I feel, as an atheist, about people like Richard Dawkins and Bill Maher the way that Christians must feel about Fred Phelps. Look, being an atheist means you don’t give a fuck about what anyone believes in. I don’t think any of it’s real, but you can go ahead and do it. I’m not trying to destroy religion. I just don’t care about it. I have my own moral code, as twisted as it is, but it’s not a bunch of old, desert fairy tales that I live by.
6. On “outrage” culture.
I want way less outrage, and I want more pity and mocking, because outrage, they’ll wear that with a badge of honor. If people just laugh, that is what shrinks them. It deballs them. Mocking and pity depowers them, That’s what I always go for…
If you do it with outrage and anger, then all it does is, now it makes them look like some kind of First Amendment warrior now. But if you’re just like, “You can say anything you want, dude,” and you’re just laughing like, “Holy shit, are you kidding me? Wow.” Again, plenty of people denounce Islam all the time and radical Islamists don’t go after them — but the people that draw fucking cartoons and mock them, it’s terrifying to them. Fucking terrifying.
7. On 2016.
Democrats are basically moderate Republicans now. Elizabeth Warren for president, Bernie Sanders vice president. That’s my dream. It’ll never fucking happen because we live in this shitty time, but oh my God, could you imagine that? It would be the greatest.
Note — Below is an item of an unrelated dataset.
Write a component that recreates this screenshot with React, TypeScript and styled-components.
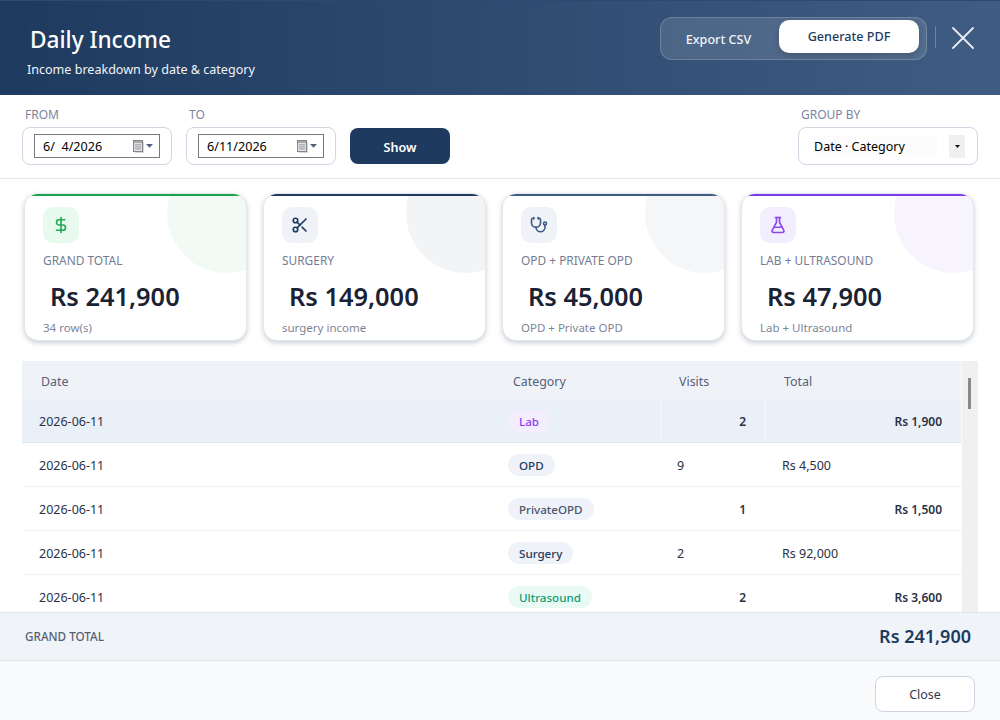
import React from "react";
import styled, { createGlobalStyle } from "styled-components";
import { DollarSign, Scissors, Stethoscope, FlaskConical, X } from "lucide-react";

const Global = createGlobalStyle`
  html, body { margin: 0; padding: 0; background: #fff; }
  * { box-sizing: border-box; }
  body { font-family: "Noto Sans", "Open Sans", "Liberation Sans", sans-serif; }
`;

const Page = styled.div`
  width: 1000px; height: 720px; overflow: hidden; display: flex; flex-direction: column; background: #fff;
`;
const Header = styled.header`
  height: 95px; flex: none; display: flex; justify-content: space-between; align-items: flex-start;
  background: linear-gradient(90deg, #1e3a5f 0%, #3f5c82 100%);
  border-top: 1px solid #2c4a70;
  padding: 16px 17px 0 27px; color: #fff;
`;
const TitleBlock = styled.div`display: flex; flex-direction: column;`;
const Title = styled.h1`
  margin: 7px 0 0 3px; font-size: 22.6px; line-height: 32px; font-weight: 500; color: #fff;
`;
const Subtitle = styled.div`
  margin-top: 5px; font-size: 12.55px; line-height: 18px; color: #f0f3f8;
`;
const HeaderActions = styled.div`display: flex; align-items: flex-start;`;
const ActionGroup = styled.div`
  width: 267px; height: 43px; display: flex; align-items: flex-start; padding: 2px 7px 0 0;
  background: rgba(255,255,255,.12); border: 1px solid rgba(255,255,255,.18); border-radius: 12px;
`;
const GhostAction = styled.button`
  width: 118px; height: 37px; padding: 2px 3px 0 0; border: 0; background: none; color: #f2f5f9;
  font: 500 12.6px "Noto Sans", sans-serif;
`;
const PrimaryAction = styled.button`
  width: 140px; height: 33px; border: 0; padding: 1px 0 1px; background: #fff; color: #1e3a5f; border-radius: 10px;
  font: 500 12.6px "Noto Sans", sans-serif; box-shadow: 0 2px 6px rgba(0,0,0,.2);
`;
const Divider = styled.div`width: 1px; height: 22px; margin: 9px 0 0 8px; background: rgba(255,255,255,.25);`;
const CloseIcon = styled.button`
  width: 40px; height: 40px; margin: 1px 0 0 7px; padding: 0; border: 0; background: none; color: #e8ecf2;
  display: flex; align-items: center; justify-content: center;
`;

const Filters = styled.section`
  height: 84px; flex: none; padding: 12px 22px 0; display: flex; align-items: flex-start; border-bottom: 1px solid #e6e8f0;
`;
const Field = styled.div<{ $w: number; $ml?: number }>`
  width: ${p => p.$w}px; margin-left: ${p => p.$ml ?? 0}px; display: flex; flex-direction: column;
`;
const FieldLabel = styled.label`
  font-size: 12px; line-height: 15px; color: #7c84a0; margin: 0 0 5px 3px; height: 15px;
`;
const FieldBox = styled.div`
  height: 38px; border: 1px solid #d0d5e2; border-radius: 8px; background: #fff; display: flex; align-items: center;
`;
const DateBox = styled.div`
  width: 126px; height: 24px; margin-left: 11px; border: 1px solid #7a7a7a; background: #fff; display: flex; align-items: center; padding: 0 5px 0 8px;
  font-size: 12.6px; color: #000; justify-content: space-between; white-space: pre;
`;
const SelectText = styled.div`
  flex: 1; height: 20px; margin-left: 15px; line-height: 21px; font-size: 12.5px; color: #000; background: #fcfcfc;
`;
const SelectButton = styled.div`
  width: 16px; height: 23px; margin: 0 12px 0 12px; background: #f0f0f0; display: flex; align-items: center; justify-content: center;
`;
const ShowButton = styled.button`
  width: 100px; height: 36px; margin: 21px 0 0 14px; border: 0; border-radius: 8px; background: #1e3a5f; color: #fff;
  font: 600 12.6px "Noto Sans", sans-serif; padding: 2px 0 0;
`;
const Spacer = styled.div`flex: 1;`;

const Cards = styled.section`
  flex: none; height: 182px; padding: 14px 0 0 24px; display: flex; gap: 16px; align-items: flex-start;
`;
const Card = styled.article<{ $accent: string; $w: number }>`
  position: relative; overflow: hidden; flex: none; width: ${p => p.$w}px; height: 148px; background: #fff; border-radius: 14px;
  border: 1px solid #e4e8ee;
  box-shadow: 0 2px 5px rgba(40,60,90,.25);
  padding: 13px 18px 0;
  &::before {
    content: ""; position: absolute; width: 120px; height: 120px; border-radius: 50%; top: -41px; right: -41px;
    background: ${p => p.$accent}; opacity: .055;
  }
  &::after {
    content: ""; position: absolute; top: -1px; left: -1px; right: -1px; height: 3px; background: ${p => p.$accent};
  }
`;
const IconBox = styled.div<{ $bg: string; $fg: string }>`
  width: 36px; height: 36px; border-radius: 10px; background: ${p => p.$bg}; color: ${p => p.$fg};
  display: flex; align-items: center; justify-content: center;
`;
const CardLabel = styled.div`
  margin-top: 9px; font-size: 11.9px; line-height: 16px; color: #747c94; text-transform: uppercase; white-space: nowrap;
`;
const CardValue = styled.div`
  margin: 11px 0 0 7px; font-size: 25.4px; line-height: 34px; font-weight: 600; color: #1a2233; white-space: nowrap;
`;
const CardSub = styled.div`
  margin-top: 7px; font-size: 11.5px; line-height: 16px; color: #7e8498;
`;

const TableWrap = styled.section`
  position: relative; flex: none; height: 251px; margin: 0 22px; overflow: hidden; padding-right: 16px;
  &::after { content: ""; position: absolute; top: 0; bottom: 0; right: 0; width: 16px; background: #f0f0f0; border-left: 1px solid #fafafa; }
  &::before { content: ""; position: absolute; z-index: 1; top: 17px; right: 7px; width: 3px; height: 31px; background: #8a8a8a; }
`;
const columns = "478px 160px 105px 196px";
const HeadRow = styled.div`
  display: grid; grid-template-columns: ${columns}; height: 38px; background: #eff3f8; align-items: center; padding-top: 2px;
`;
const HeadCell = styled.div`font-size: 12.4px; color: #55607a; padding-left: 19px; &:nth-child(2) { padding-left: 13px; }`;
const Row = styled.div<{ $on?: boolean }>`
  display: grid; grid-template-columns: ${columns}; height: 44px; align-items: stretch;
  background: ${p => (p.$on ? "#eaf0f8" : "#fff")};
  border-bottom: 1px solid ${p => (p.$on ? "#e0e6ee" : "#f0f2f5")};
`;
const Cell = styled.div<{ $right?: boolean; $sep?: boolean; $strong?: boolean }>`
  display: flex; align-items: center; font-size: ${p => (p.$strong ? "12px" : "12.5px")}; color: #2a3245;
  justify-content: ${p => (p.$right ? "flex-end" : "flex-start")};
  padding: ${p => (p.$right ? "2px 19px 0 0" : "2px 0 0 17px")};
  font-weight: ${p => (p.$strong ? 600 : 400)};
  border-left: ${p => (p.$sep ? "1px solid #f6f8fb" : "0")};
`;
const PillCell = styled.div`display: flex; align-items: center; padding: 1px 0 0 8px;`;
const Pill = styled.span<{ $bg: string; $fg: string }>`
  display: inline-flex; align-items: center; height: 22px; padding: 0 11px; border-radius: 11px;
  font-size: 11.6px; font-weight: 500; background: ${p => p.$bg}; color: ${p => p.$fg};
`;

const TotalBar = styled.section`
  flex: none; height: 49px; display: flex; align-items: center; justify-content: space-between; padding: 0 29px 2px 25px;
  background: #f0f3f8; border-top: 1px solid #e0e4ec; border-bottom: 1px solid #e0e4ec;
`;
const TotalLabel = styled.div`font-size: 11.7px; font-weight: 500; color: #555f75;`;
const TotalValue = styled.div`font-size: 18px; font-weight: 600; color: #1e3a5f;`;
const Footer = styled.footer`
  flex: 1; background: #f9fafc; display: flex; justify-content: flex-end; align-items: flex-start; padding: 15px 25px 0 0;
`;
const CloseButton = styled.button`
  width: 100px; height: 36px; border: 1px solid #cfd4e0; border-radius: 8px; background: #fff; color: #333b50;
  font: 400 12.5px "Noto Sans", sans-serif; padding: 1px 0 0;
`;

const CalendarGlyph = () => (
  <svg width="21" height="13" viewBox="0 0 21 13">
    <rect x="0.5" y="0.5" width="9" height="11" fill="#dfe1e4" stroke="#858585" />
    <rect x="1" y="1" width="8" height="2" fill="#a9a9a9" />
    <path d="M2 4.5h6M2 6.5h6M2 8.5h6M3 4v6M5 4v6M7 4v6" stroke="#a2a6ad" strokeWidth=".7" />
    <path d="M10.5 2v10.5H2" stroke="#d6d6d6" fill="none" />
    <path d="M13 4h7l-3.5 3.8z" fill="#4f6080" />
  </svg>
);

const cards = [
  { w: 223, accent: "#16a34a", bg: "#e8f9ee", fg: "#22a755", Icon: DollarSign, label: "Grand Total", value: "Rs 241,900", sub: "34 row(s)" },
  { w: 223, accent: "#1e3a5f", bg: "#eff3f8", fg: "#1e3a5f", Icon: Scissors, label: "Surgery", value: "Rs 149,000", sub: "surgery income" },
  { w: 223, accent: "#3f5c82", bg: "#eff3f8", fg: "#3f5c82", Icon: Stethoscope, label: "OPD + Private OPD", value: "Rs 45,000", sub: "OPD + Private OPD" },
  { w: 233, accent: "#7c3aed", bg: "#f3eefe", fg: "#8b47f0", Icon: FlaskConical, label: "Lab + Ultrasound", value: "Rs 47,900", sub: "Lab + Ultrasound" },
];

const rows = [
  { cat: "Lab", bg: "#f4edfe", fg: "#8b3ff0", visits: "2", total: "Rs 1,900", right: true, on: true },
  { cat: "OPD", bg: "#eff2f8", fg: "#1e3a5f", visits: "9", total: "Rs 4,500", right: false },
  { cat: "PrivateOPD", bg: "#eff2f8", fg: "#4a5570", visits: "1", total: "Rs 1,500", right: true },
  { cat: "Surgery", bg: "#eff2f8", fg: "#1e3a5f", visits: "2", total: "Rs 92,000", right: false },
  { cat: "Ultrasound", bg: "#e8faf3", fg: "#0f9d78", visits: "2", total: "Rs 3,600", right: true },
];

export default function App() {
  return (
    <Page>
      <Global />
      <Header>
        <TitleBlock>
          <Title>Daily Income</Title>
          <Subtitle>Income breakdown by date &amp; category</Subtitle>
        </TitleBlock>
        <HeaderActions>
          <ActionGroup>
            <GhostAction>Export CSV</GhostAction>
            <PrimaryAction>Generate PDF</PrimaryAction>
          </ActionGroup>
          <Divider />
          <CloseIcon aria-label="Close"><X size={40} strokeWidth={1.1} /></CloseIcon>
        </HeaderActions>
      </Header>

      <Filters>
        <Field $w={150}>
          <FieldLabel>FROM</FieldLabel>
          <FieldBox><DateBox>{"6/  4/2026"}<CalendarGlyph /></DateBox></FieldBox>
        </Field>
        <Field $w={150} $ml={14}>
          <FieldLabel>TO</FieldLabel>
          <FieldBox><DateBox>6/11/2026<CalendarGlyph /></DateBox></FieldBox>
        </Field>
        <ShowButton>Show</ShowButton>
        <Spacer />
        <Field $w={180}>
          <FieldLabel>GROUP BY</FieldLabel>
          <FieldBox>
            <SelectText>Date · Category</SelectText>
            <SelectButton>
              <svg width="5" height="3" viewBox="0 0 5 3"><path d="M0 0h5L2.5 3z" fill="#111" /></svg>
            </SelectButton>
          </FieldBox>
        </Field>
      </Filters>

      <Cards>
        {cards.map(({ Icon, ...c }) => (
          <Card key={c.label} $accent={c.accent} $w={c.w}>
            <IconBox $bg={c.bg} $fg={c.fg}><Icon size={18} strokeWidth={2.2} /></IconBox>
            <CardLabel>{c.label}</CardLabel>
            <CardValue>{c.value}</CardValue>
            <CardSub>{c.sub}</CardSub>
          </Card>
        ))}
      </Cards>

      <TableWrap>
        <HeadRow>
          <HeadCell>Date</HeadCell>
          <HeadCell>Category</HeadCell>
          <HeadCell>Visits</HeadCell>
          <HeadCell>Total</HeadCell>
        </HeadRow>
        {rows.map(r => (
          <Row key={r.cat} $on={r.on}>
            <Cell>2026-06-11</Cell>
            <PillCell><Pill $bg={r.bg} $fg={r.fg}>{r.cat}</Pill></PillCell>
            <Cell $right={r.right} $strong={r.right} $sep={r.on}>{r.visits}</Cell>
            <Cell $right={r.right} $strong={r.right} $sep={r.on}>{r.total}</Cell>
          </Row>
        ))}
      </TableWrap>

      <TotalBar>
        <TotalLabel>GRAND TOTAL</TotalLabel>
        <TotalValue>Rs 241,900</TotalValue>
      </TotalBar>
      <Footer><CloseButton>Close</CloseButton></Footer>
    </Page>
  );
}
8. On President Barack Obama.
I love President Obama for gay marriage. But the fucking drones? There’s no way to justify it. It’s horrifying. But the Republicans just stick together; it’s A-plus all across the board. And that’s fucking terrifying. You can’t do that, you just can’t. I will take the messiness.
9. On Fox News.
I don’t know if you noticed, but the first couple years of Obama’s term, conservatives – the neocons and the far-right-wingers — they got very, very polite and brittle in the way that they were speaking. It felt like in the basement of Fox News they had a big dry erase board. They wrote the word “n****r” on top and were like, “OK, what are other terms we could use?” And that’s why you started hearing anti-colonial, exotic, Kenyan, all that.